Bodies here and there

On Friday morning, the new river in New Bataan was still flowing strong, as deep as a man’s waist and as wide or wider in places like Edsa in Metro Manila. Search-and-rescue teams were still at work, retrieving bodies that turned up here and there.

The river stretched as far as the eye could see, and villagers believed it was flowing into one of the many tributaries of Agusan River to the north.

For Feliciano and Alejandra Medrano, a couple in their late 60s living in Purok 8, an adjacent hillside community, it was a river of horrors.

“That river brought the dead from Barangay (village) Andap to our barangay,” Alejandra said. Only two people in their neighborhood died, but their community was distraught to find so many corpses in their midst.

In New Bataan, 127 people have been recorded as dead as of mid-Friday, and 398 remained missing, according to a tally at the municipal gym in the town center.
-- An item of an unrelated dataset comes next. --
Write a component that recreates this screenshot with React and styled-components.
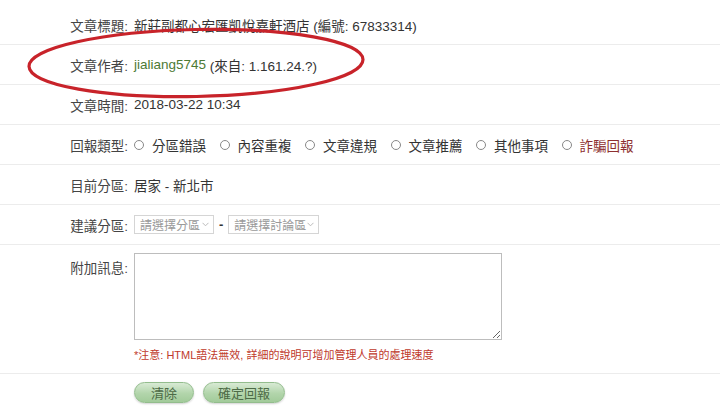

Most of the 71 identified dead came from Andap.

The Medrano couple narrated their ordeal.

At about 6 a.m., a neighbor shouted at them to evacuate to higher ground, as their small wooden house did not seem like it could withstand the typhoon raging outside.

When they got out of the door, they saw that the floodwater was already high. The Medranos tried to cross to the other side to join their neighbors.

“We were locked in an embrace. But the water was too strong. We were swept away,” Alejandra said.

She recalled pulling her husband up each time he went underwater. Feliciano, who was using a stick as a cane, said he had arthritis, which made it difficult for him to wade through the flood with its strong current.

Chapel refuge

Alejandra said they eventually managed to pull themselves out of the water’s way and joined their neighbors in a chapel, where they lay huddled and waited the storm out.

As the current was still too strong, the villagers spent four days in the chapel, subsisting on rice and banana, with kerosene lamps to illuminate the place at night.

They collected water from a ground spring and rationed the modest provisions among themselves.

“We didn’t want to leave because we at least had bananas, and we knew that there wasn’t a lot of food in the evacuation centers,” their neighbor, Leticia Galo, 43, said.

But eventually, food and gas ran out, their cell phone batteries gave out, and many in the group had to make the difficult trek to the town center to look for food, medicines and fuel.

They also worked together to gather the decomposing bodies.

Feliciano said about 50 people still crammed the chapel, a couple of whom were too old to cross the new river, and many children too young to do so.